Freight capacity, measured in available freight tonne kilometres (AFTKs), grew by 3.2 per cent year-on-year in September 2018. This was the seventh month in a row that capacity growth outstripped demand, according to the IATA report.

Commenting on the September results, Alexandre de Juniac, IATA's director general and CEO said: "Demand for air cargo grew 2 per cent in September - well below the five-year average of 5.1 per cent. Weakening order books and longer delivery times are undercutting the need for airfreight in many traditional markets. But there is also some positive news. For example, strong consumer confidence goes hand-in-hand with expanding international e-commerce trade to give air cargo a boost,” he said.
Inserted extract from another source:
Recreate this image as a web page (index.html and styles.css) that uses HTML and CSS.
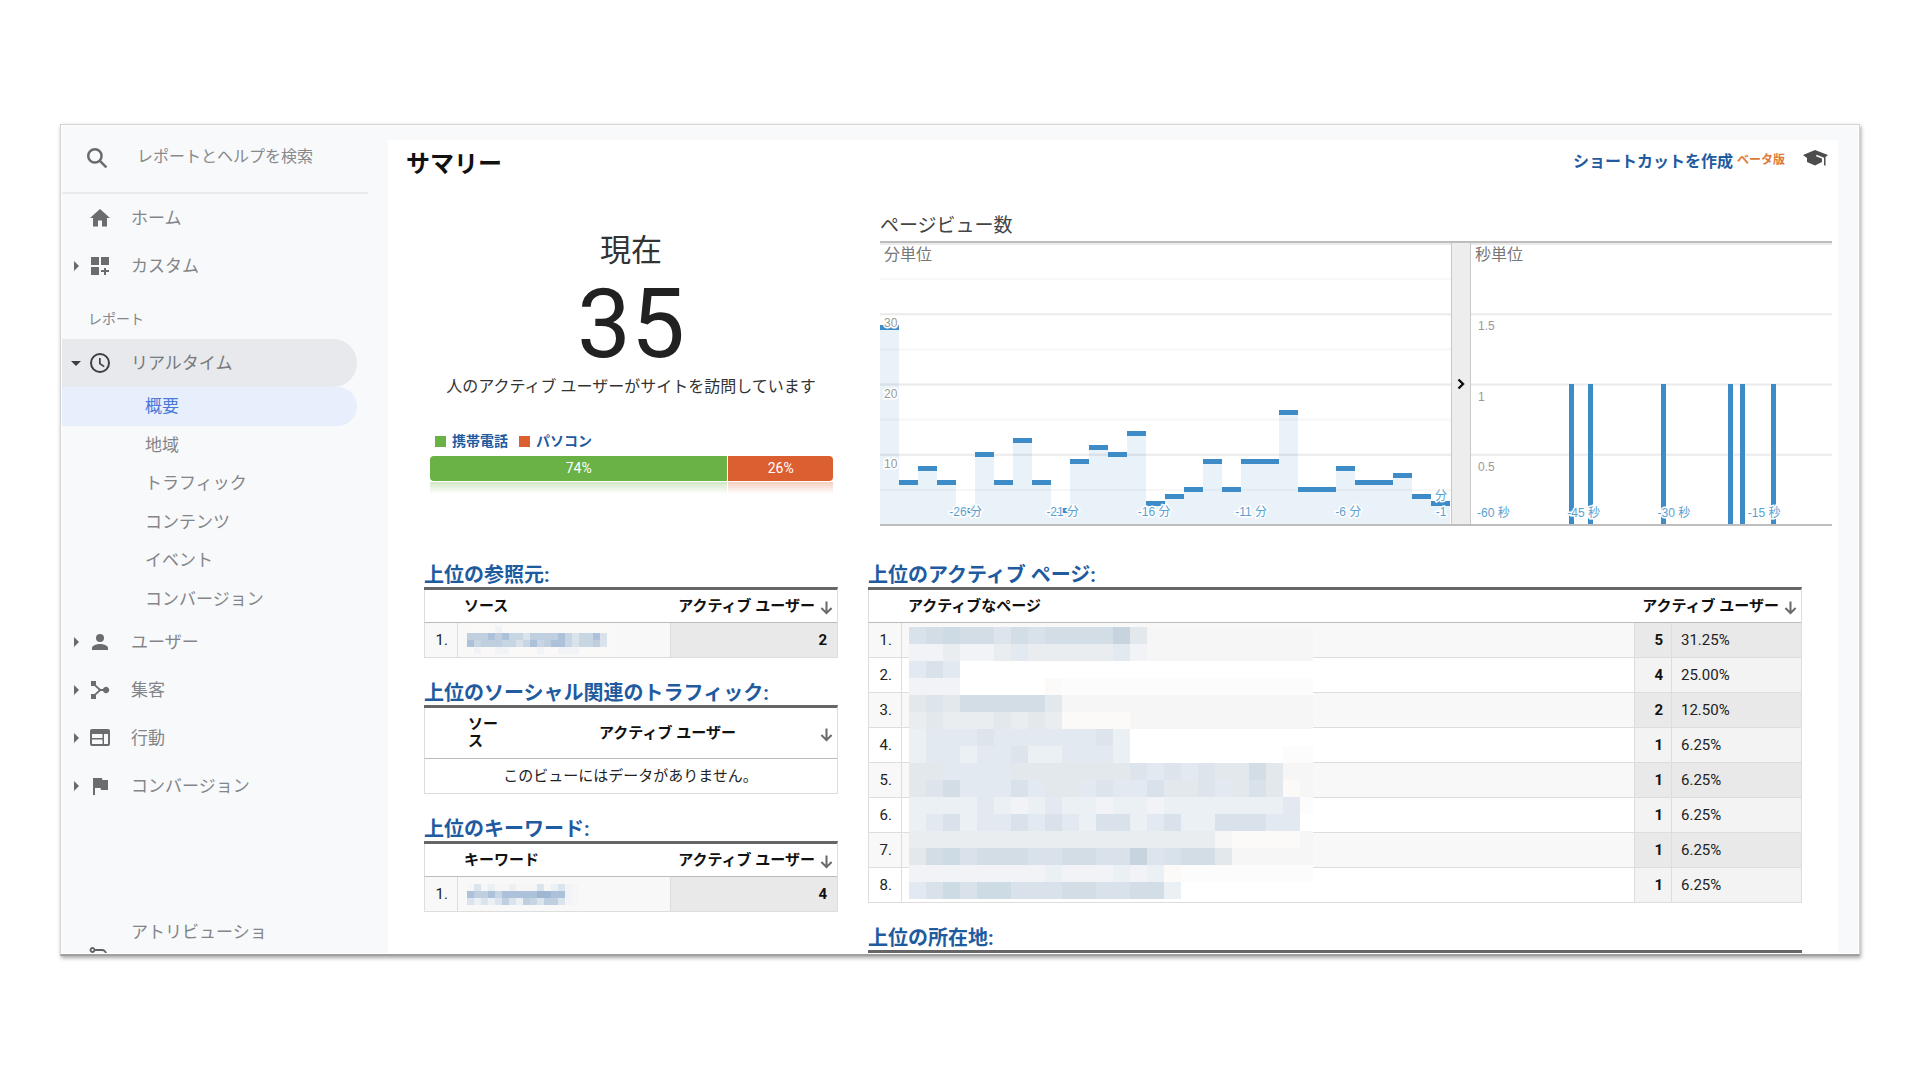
FILE: index.html
```html
<!DOCTYPE html>
<html lang="ja">
<head>
<meta charset="utf-8">
<meta name="viewport" content="width=device-width, initial-scale=1">
<title>リアルタイム サマリー</title>
<link rel="stylesheet" href="styles.css">
</head>
<body>
<div class="window">
  <aside class="sidebar">
    <label class="search">
      <svg class="search-icon" viewBox="0 0 24 24"><circle cx="9.5" cy="9.5" r="6.4"/><path d="M14.3 14.3l6.2 6.2"/></svg>
      <input type="search" placeholder="レポートとヘルプを検索" aria-label="レポートとヘルプを検索">
    </label>
    <nav>
      <a class="item" href="#"><span class="caret"></span>
        <svg viewBox="0 0 24 24"><path d="M10 20.5v-6h4v6h5V12h3L12 3 2 12h3v8.500z"/></svg>ホーム</a>
      <a class="item" href="#"><span class="caret right"></span>
        <svg viewBox="0 0 24 24"><path d="M3 3h8v8H3zM13 3h8v8h-8zM3 13h8v8H3zM16 14h2v2h3v2h-3v3h-2v-3h-3v-2h3z"/></svg>カスタム</a>
      <p class="group">レポート</p>
      <a class="item open" href="#"><span class="caret down"></span>
        <svg viewBox="0 0 24 24"><path fill-rule="evenodd" d="M12 2a10 10 0 1 0 0 20 10 10 0 0 0 0-20zm0 2a8 8 0 1 1 0 16 8 8 0 0 1 0-16z"/><path d="M11 7h1.700v5.200l4 2.900-.9 1.200-4.800-3.400z"/></svg>リアルタイム</a>
      <div class="sub">
        <a class="current" href="#">概要</a>
        <a href="#">地域</a>
        <a href="#">トラフィック</a>
        <a href="#">コンテンツ</a>
        <a href="#">イベント</a>
        <a href="#">コンバージョン</a>
      </div>
      <a class="item" href="#"><span class="caret right"></span>
        <svg viewBox="0 0 24 24"><circle cx="12" cy="8" r="4"/><path d="M12 14c-2.700 0-8 1.300-8 4v2h16v-2c0-2.700-5.300-4-8-4z"/></svg>ユーザー</a>
      <a class="item" href="#"><span class="caret right"></span>
        <svg viewBox="0 0 24 24"><path d="M3 3h5v4l4.500 4H15a3.200 3.200 0 1 1 0 2h-2.500L8 17v4H3v-5h3.500l4.300-4L6.500 8H3z"/></svg>集客</a>
      <a class="item" href="#"><span class="caret right"></span>
        <svg viewBox="0 0 24 24"><path fill-rule="evenodd" d="M4 3h16a2 2 0 0 1 2 2v13a2 2 0 0 1-2 2H4a2 2 0 0 1-2-2V5a2 2 0 0 1 2-2zm0 5v4h10.500V8zm0 5.500V18h10.500v-4.500zM16 8v10h4V8z"/></svg>行動</a>
      <a class="item" href="#"><span class="caret right"></span>
        <svg viewBox="0 0 24 24"><path d="M14.400 6L14 4H5v17h2v-7h5.600l.4 2h7V6z"/></svg>コンバージョン</a>
      <a class="item attribution" href="#"><span class="caret"></span>
        <svg viewBox="0 0 24 24" class="line"><circle cx="4.500" cy="5" r="2"/><path d="M7 5h7a4 4 0 0 1 0 8H8"/></svg><span>アトリビューション</span></a>
    </nav>
  </aside>

  <main class="panel">
    <header class="head">
      <h1>サマリー</h1>
      <div class="tools">
        <a href="#">ショートカットを作成</a>
        <span class="beta">ベータ版</span>
        <svg viewBox="0 0 26 18"><path d="M13 1L1 6l4 3v4l8 3.500L20 13V9.500L14 7.300l.6-1.500L22 8.700V16l1.500 1V8L26 6z"/></svg>
      </div>
    </header>

    <div class="top">
      <section class="now">
        <h2>現在</h2>
        <p class="count">35</p>
        <p class="note">人のアクティブ ユーザーがサイトを訪問しています</p>
        <div class="legend">
          <a class="mobile" href="#">携帯電話</a>
          <a class="desktop" href="#">パソコン</a>
        </div>
        <div class="share"><span style="flex-grow:74">74%</span><span class="desktop" style="flex-grow:26">26%</span></div>
        <div class="reflection"><span style="flex-grow:74"></span><span class="desktop" style="flex-grow:26"></span></div>
      </section>

      <section class="views">
        <h2>ページビュー数</h2>
        <div class="charts">
          <div class="plot minutes">
            <h3>分単位</h3>
            <div class="steps" id="steps"></div>
            <span class="y" style="top:25%">30</span><span class="y" style="top:50%">20</span><span class="y" style="top:75%">10</span>
            <span class="x mid" style="left:15%">-26 分</span><span class="x mid" style="left:32%">-21 分</span><span class="x mid" style="left:48%">-16 分</span><span class="x mid" style="left:65%">-11 分</span><span class="x mid" style="left:82%">-6 分</span>
            <span class="x last">分<br>-1</span>
          </div>
          <button class="toggle" type="button" aria-label="切り替え"><svg viewBox="0 0 8 12"><path d="M1.500 1.500L6 6l-4.500 4.500"/></svg></button>
          <div class="plot seconds">
            <h3>秒単位</h3>
            <div class="hits" id="hits"></div>
            <span class="y" style="top:25%">1.5</span><span class="y" style="top:50%">1</span><span class="y" style="top:75%">0.5</span>
            <span class="x" style="left:0%">-60 秒</span><span class="x" style="left:25%">-45 秒</span><span class="x" style="left:50%">-30 秒</span><span class="x" style="left:75%">-15 秒</span>
          </div>
        </div>
      </section>
    </div>

    <div class="reports">
      <div class="column">
        <section>
          <h2><a href="#">上位の参照元:</a></h2>
          <table>
            <colgroup><col class="c-index"><col class="c-name"><col></colgroup>
            <thead><tr><th></th><th>ソース</th><th class="metric">アクティブ ユーザー<svg class="sort" viewBox="0 0 14 14"><path d="M7 0v12M1.500 7L7 12.500 12.500 7"/></svg></th></tr></thead>
            <tbody><tr><td class="index">1.</td><td><span class="mask" data-mask="source"></span></td><td class="value">2</td></tr></tbody>
          </table>
        </section>
        <section>
          <h2><a href="#">上位のソーシャル関連のトラフィック:</a></h2>
          <table class="empty">
            <colgroup><col class="c-social"><col><col class="c-sort"></colgroup>
            <thead><tr><th>ソース</th><th class="wide">アクティブ ユーザー</th><th class="metric"><svg class="sort" viewBox="0 0 14 14"><path d="M7 0v12M1.500 7L7 12.500 12.500 7"/></svg></th></tr></thead>
            <tbody><tr><td colspan="3">このビューにはデータがありません。</td></tr></tbody>
          </table>
        </section>
        <section>
          <h2><a href="#">上位のキーワード:</a></h2>
          <table>
            <colgroup><col class="c-index"><col class="c-name"><col></colgroup>
            <thead><tr><th></th><th>キーワード</th><th class="metric">アクティブ ユーザー<svg class="sort" viewBox="0 0 14 14"><path d="M7 0v12M1.500 7L7 12.500 12.500 7"/></svg></th></tr></thead>
            <tbody><tr><td class="index">1.</td><td><span class="mask" data-mask="keyword"></span></td><td class="value">4</td></tr></tbody>
          </table>
        </section>
      </div>

      <div class="column">
        <section class="pages">
          <h2><a href="#">上位のアクティブ ページ:</a></h2>
          <table>
            <colgroup><col class="c-index"><col><col class="c-count"><col class="c-percent"></colgroup>
            <thead><tr><th></th><th>アクティブなページ</th><th class="metric" colspan="2">アクティブ ユーザー<svg class="sort" viewBox="0 0 14 14"><path d="M7 0v12M1.500 7L7 12.500 12.500 7"/></svg></th></tr></thead>
            <tbody>
              <tr><td class="index">1.</td><td></td><td class="value">5</td><td class="percent">31.25%</td></tr>
              <tr><td class="index">2.</td><td></td><td class="value">4</td><td class="percent">25.00%</td></tr>
              <tr><td class="index">3.</td><td></td><td class="value">2</td><td class="percent">12.50%</td></tr>
              <tr><td class="index">4.</td><td></td><td class="value">1</td><td class="percent">6.25%</td></tr>
              <tr><td class="index">5.</td><td></td><td class="value">1</td><td class="percent">6.25%</td></tr>
              <tr><td class="index">6.</td><td></td><td class="value">1</td><td class="percent">6.25%</td></tr>
              <tr><td class="index">7.</td><td></td><td class="value">1</td><td class="percent">6.25%</td></tr>
              <tr><td class="index">8.</td><td></td><td class="value">1</td><td class="percent">6.25%</td></tr>
            </tbody>
          </table>
          <div class="mask over" data-mask="pages"></div>
        </section>
        <section>
          <h2><a href="#">上位の所在地:</a></h2>
          <div class="rule"></div>
        </section>
      </div>
    </div>
  </main>
</div>
<script src="script.js"></script>
</body>
</html>
```
FILE: styles.css
```css
* { box-sizing: border-box; }

body {
  margin: 0;
  height: 100vh;
  padding: 124px 60px;
  background: #fff;
  color: #222;
  font-family: Roboto, "Noto Sans CJK JP", sans-serif;
  font-size: 15px;
}

h1, h2, h3, p { margin: 0; font-weight: 400; }
a { color: #1f5b9f; text-decoration: none; }

.window {
  display: flex;
  height: 100%;
  padding: 1px;
  overflow: hidden;
  background: #f8f9fb;
  border: 1px solid #d4d4d4;
  border-bottom: 2px solid #a0a0a0;
  box-shadow: inset 0 0 0 1px #fff, 1px 2px 4px rgba(0, 0, 0, .35);
}

/* Sidebar */
.sidebar { flex: none; width: 326px; overflow: hidden; }

.search {
  display: flex;
  align-items: center;
  gap: 27px;
  height: 68px;
  margin-right: 20px;
  padding: 0 0 2px 23px;
  border-bottom: 2px solid #e9eaec;
}
.search-icon { width: 25px; height: 25px; fill: none; stroke: #6b6b6b; stroke-width: 2.400; }
.search input {
  width: 200px;
  padding: 0 0 2px;
  border: 0;
  outline: 0;
  background: none;
  font: 16px/24px Roboto, "Noto Sans CJK JP", sans-serif;
}
.search input::placeholder { color: #88898c; opacity: 1; }

.item {
  display: flex;
  align-items: center;
  height: 48px;
  margin-right: 31px;
  color: #838588;
  font-size: 17px;
  line-height: 24px;
}
.item svg { flex: none; width: 24px; height: 24px; margin-right: 19px; fill: #6b6c6f; }
.caret { width: 26px; padding-left: 12px; }
.caret::before { content: ""; display: block; width: 0; }
.caret.right::before { border: solid transparent; border-width: 5px 0 5px 5px; border-left-color: #6b6b6b; }
.caret.down { padding-left: 9px; }
.caret.down::before { border: solid transparent; border-width: 5px 5px 0; border-top-color: #3c4043; }
.item.open { background: #e8e9ec; border-radius: 0 24px 24px 0; color: #77797c; }
.item.open svg { fill: #3c4043; }

.group { height: 49px; padding: 10px 0 0 26px; color: #838588; font-size: 14px; line-height: 38px; }

.sub { display: grid; grid-auto-rows: 1fr; height: 231px; margin-right: 31px; }
.sub a {
  display: flex;
  align-items: center;
  padding: 0 0 3px 83px;
  color: #838588;
  font-size: 17px;
}
.sub .current { background: #e7effd; border-radius: 0 20px 20px 0; color: #4a7ad8; }

.attribution { align-items: flex-end; margin-top: 116px; line-height: 28px; }
.attribution span:last-child { width: 150px; }
.item .line { margin-bottom: 5px; fill: none; stroke: #5f6164; stroke-width: 1.800; }

/* Main panel */
.panel { flex: 1; min-width: 0; margin: 14px 20px 0 0; background: #fff; overflow: hidden; }

.head { display: flex; align-items: center; justify-content: space-between; height: 48px; padding: 0 10px 0 18px; }
h1 { color: #111; font-size: 24px; font-weight: 700; line-height: 36px; }
.tools { display: flex; align-items: center; gap: 4px; height: 40px; margin-bottom: 8px; }
.tools a { font-size: 16px; font-weight: 700; }
.beta { padding-bottom: 3px; color: #dc7a3c; font-size: 12px; font-weight: 700; }
.tools svg { width: 26px; height: 18px; margin: 0 0 4px 13px; fill: #4d4d4d; }

.top {
  display: grid;
  grid-template-columns: 414fr 952fr;
  gap: 42px;
  padding: 0 6px 0 36px;
}

.now { padding-top: 43px; text-align: center; }
.now h2 { color: #333; font-size: 31px; line-height: 40px; }
.count { margin-top: 5px; color: #212121; font-size: 96px; line-height: 96px; }
.note { margin-top: 3px; color: #333; font-size: 16px; line-height: 24px; white-space: nowrap; }
.legend { display: flex; gap: 11px; margin: 32px 0 5px 11px; font-size: 14px; font-weight: 700; line-height: 20px; }
.legend a { display: flex; align-items: center; gap: 6px; }
.legend a::before { content: ""; width: 11px; height: 11px; background: #6ab146; }
.legend .desktop::before { background: #dc5f32; }
.share, .reflection { display: flex; gap: 1px; margin: 0 5px 0 6px; }
.share { height: 25px; border-radius: 4px; overflow: hidden; color: #fff; font-size: 14px; line-height: 25px; }
.share span, .reflection span { flex-basis: 0; background: #6ab146; }
.share .desktop, .reflection .desktop { background: #dc5f32; }
.reflection {
  height: 12px;
  margin-top: 1px;
  opacity: .3;
  -webkit-mask-image: linear-gradient(#000, transparent);
  mask-image: linear-gradient(#000, transparent);
}

.views { padding-top: 26px; }
.views h2 { padding-bottom: 3px; color: #444; font-size: 19px; line-height: 24px; }
.charts {
  display: grid;
  grid-template-columns: 571fr 20px 361fr;
  height: 285px;
  border: solid #bdbdbd;
  border-width: 2px 0;
}
.plot { position: relative; min-width: 0; }
.plot h3 { position: absolute; top: 0; left: 4px; color: #777; font-size: 16px; line-height: 24px; }
.minutes {
  background:
    linear-gradient(#ebebeb 2px, transparent 2px) 0 0 / 100% 25%,
    linear-gradient(#f7f7f7 2px, transparent 2px) 0 0 / 100% 12.5%;
}
.seconds { background: linear-gradient(#ebebeb 2px, transparent 2px) 0 0 / 100% 25%; }
.steps { display: flex; align-items: flex-end; height: 100%; padding-right: 1px; }
.steps i { flex: 1; background: rgba(62, 140, 199, .11); border-top: 5px solid #3e8cc7; }
.hits i { position: absolute; bottom: 0; width: 5px; height: 50%; background: #3e8cc7; }
.x, .y {
  position: absolute;
  font: 12px/16px "Liberation Sans", "Noto Sans CJK JP", sans-serif;
  white-space: nowrap;
  -webkit-text-stroke: 3px #fff;
  paint-order: stroke fill;
}
.y { left: 4px; margin-top: 2px; color: #999; }
.seconds .y { left: 7px; margin-top: 5px; }
.x { bottom: 4px; color: #5a9fd2; }
.seconds .x { bottom: 3px; margin-left: 6px; }
.x.mid { transform: translateX(-50%); }
.x.last { right: 4px; text-align: center; }
.toggle {
  display: flex;
  align-items: center;
  justify-content: center;
  padding: 0;
  border: solid #c8c8c8;
  border-width: 0 1px;
  background: #ededed;
}
.toggle svg { width: 8px; height: 12px; fill: none; stroke: #111; stroke-width: 2.400; }

/* Report tables */
.reports {
  display: grid;
  grid-template-columns: 414fr 934fr;
  gap: 30px;
  padding: 35px 36px 0;
}
.column { display: flex; flex-direction: column; gap: 21px; min-width: 0; }
.column h2 { padding-top: 2px; font-size: 20px; font-weight: 700; line-height: 24px; white-space: nowrap; }
table { width: 100%; border-spacing: 0; table-layout: fixed; border-top: 3px solid #666; border-right: 1px solid #ddd; }
.c-index { width: 33px; }
.c-name { width: 213px; }
.c-count { width: 37px; }
.c-percent { width: 130px; }
.c-social { width: 80px; }
.c-sort { width: 30px; }
th {
  height: 33px;
  padding: 0 0 0 7px;
  border-bottom: 1px solid #bbb;
  color: #111;
  font-weight: 700;
  line-height: 17px;
  text-align: left;
  white-space: nowrap;
}
th:first-child, td:first-child { border-left: 1px solid #ddd; }
th.metric { padding-right: 4px; text-align: right; }
.sort { width: 13px; height: 14px; margin-left: 5px; vertical-align: -4px; fill: none; stroke: #6a6a6a; stroke-width: 2.200; }
td { height: 35px; padding: 0 10px 0 9px; border-bottom: 1px solid #ddd; line-height: 20px; }
td + td { border-left: 1px solid #ddd; }
tr:nth-child(odd) td { background: #f8f8f8; }
td.index { padding: 0 9px; text-align: right; }
tr td.value { color: #111; font-weight: 700; text-align: right; }
.value, .percent { background: #f3f3f3; }
tbody tr:nth-child(odd) .value, tbody tr:nth-child(odd) .percent { background: #e9e9e9; }
.pages .value { padding: 0 8px 0 0; }
.empty th { height: 51px; white-space: normal; }
.empty th:first-child { padding-left: 43px; }
.empty th.wide { padding-left: 24px; text-align: center; }
.empty tr:nth-child(odd) td { background: #fff; text-align: center; }
.rule { height: 3px; background: #666; }

.mask { display: block; }
.mask svg { display: block; }
.pages { position: relative; }
.over { position: absolute; top: 66px; left: 41px; width: 404px; overflow: hidden; }
```
FILE: script.js
```js
const SVG = "http://www.w3.org/2000/svg";

const palette = {
  a: "#d9e2ea", b: "#d3dde6", c: "#cddbe5", d: "#e2e8eb", e: "#e2e9f1",
  f: "#f6f6f6", g: "#e9edef", h: "#f2f3f6", i: "#dde4ec", j: "#eaf0f4",
  k: "#c7d4df", n: "#fcfcfd", o: "#fcfaf8", w: "#ffffff",
  p: "#c8d6e4", q: "#bfcfe0", r: "#acc2da", s: "#dbe4ec", t: "#9fb7d2", u: "#fbf9f7"
};

const masks = {
  pages: { w: 17, h: 17, rows: [
    "abcbbibabbbbkdffffffffff",
    "hhghhgegggggehffffffffff",
    "eaewwwwwwwwwwwwwwwwwwwww",
    "hhhwwwwwonnnnnnnnnnnnnnn",
    "didbbbbbdfffffffffffffff",
    "gdgggdgdgoooofffffffffff",
    "jeeeieeeeeeijwwwwwwwwwww",
    "jeejeeijjeeejwwwwwwwwwnn",
    "ddeeeedddddddieieiddbdff",
    "dibeeeaeddeieeaddiedadof",
    "jjjjejhjejjhjjhjjjjjjjen",
    "jeajeeaeaejaajeajjaaaeew",
    "ggggggggggggggggggfoooof",
    "dbcabbbaabbaakiabbdfffff",
    "hhhhhhhhjhhhjhjonnnnnnnn",
    "eacaccaaabbaabbjwwwwwwww"
  ] },
  source: { w: 7, h: 7, rows: [
    "uuuuhuuuuuuuuuuuuuuuu",
    "qqqrqrppsqqqqrpspprau",
    "rpqqqppaprpqrrpappqsu",
    "uhuuhhuuuuhuuhhhuuuuu"
  ] },
  keyword: { w: 7, h: 7, rows: [
    "fsfjffjfffsfjshf",
    "rqqrprrrrrttrrhf",
    "sjsjsqsjqpsqqshf"
  ] }
};

document.querySelectorAll("[data-mask]").forEach(host => {
  const { w, h, rows } = masks[host.dataset.mask];
  const svg = document.createElementNS(SVG, "svg");
  svg.setAttribute("width", rows[0].length * w);
  svg.setAttribute("height", rows.length * h);
  svg.setAttribute("shape-rendering", "crispEdges");
  rows.forEach((row, y) => [...row].forEach((key, x) => {
    const cell = document.createElementNS(SVG, "rect");
    cell.setAttribute("x", x * w);
    cell.setAttribute("y", y * h);
    cell.setAttribute("width", w);
    cell.setAttribute("height", h);
    cell.setAttribute("fill", palette[key]);
    svg.append(cell);
  }));
  host.append(svg);
});

// Page views per minute, oldest first; the axis runs from 0 to 40.
const minutes = [28, 6, 8, 6, 2, 10, 6, 12, 6, 2, 9, 11, 10, 13, 3, 4, 5, 9, 5, 9, 9, 16, 5, 5, 8, 6, 6, 7, 4, 3];
minutes.forEach(v => {
  const bar = document.createElement("i");
  bar.style.height = `calc(${v / 40 * 100}% + 2px)`;
  document.getElementById("steps").append(bar);
});

// Seconds with one page view, as a share of the last minute.
[27.2, 32.3, 52.6, 71.3, 74.6, 83.2].forEach(p => {
  const bar = document.createElement("i");
  bar.style.left = p + "%";
  document.getElementById("hits").append(bar);
});
```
“The bigger message for the sector is the need to modernise processes. There is some progress with the electronic air waybill becoming the default document on enabled trade lanes from 2019. But there is much more that must be done with governments and the supply chain to bring air cargo processes into the modern era,” de Juniac added.

Regional Performance

All regions reported year-on-year demand growth in September 2018, except Africa, which contracted, according to the IATA.

Asia-Pacific airlines saw demand for airfreight grow by 1.2 per cent in September 2018 compared to the same period last year. This was a slight decrease from the previous month.

Weaker manufacturing conditions for exporters, particularly in Japan, China and Korea impacted the demand, as did disruptions to freight operations from typhoon activity. As the largest freight-flying region, carrying more than one-third of the total, the risks from protectionist measures are disproportionately high, IATA said. Capacity increased by 1.2 per cent.

European airlines posted a 1.5 per cent increase in freight demand in September 2018 compared to the same period a year earlier. Capacity increased by 0.9 per cent year-on-year. International air cargo demand declined sharply in September. This contributed to year-on-year international air cargo demand falling to a 30-month low of 1.2 per cent in September. The IATA said it is too soon to say if this is the start of a wider weakening in demand.

The IATA represents some 290 airlines comprising 82 per cent of global air traffic.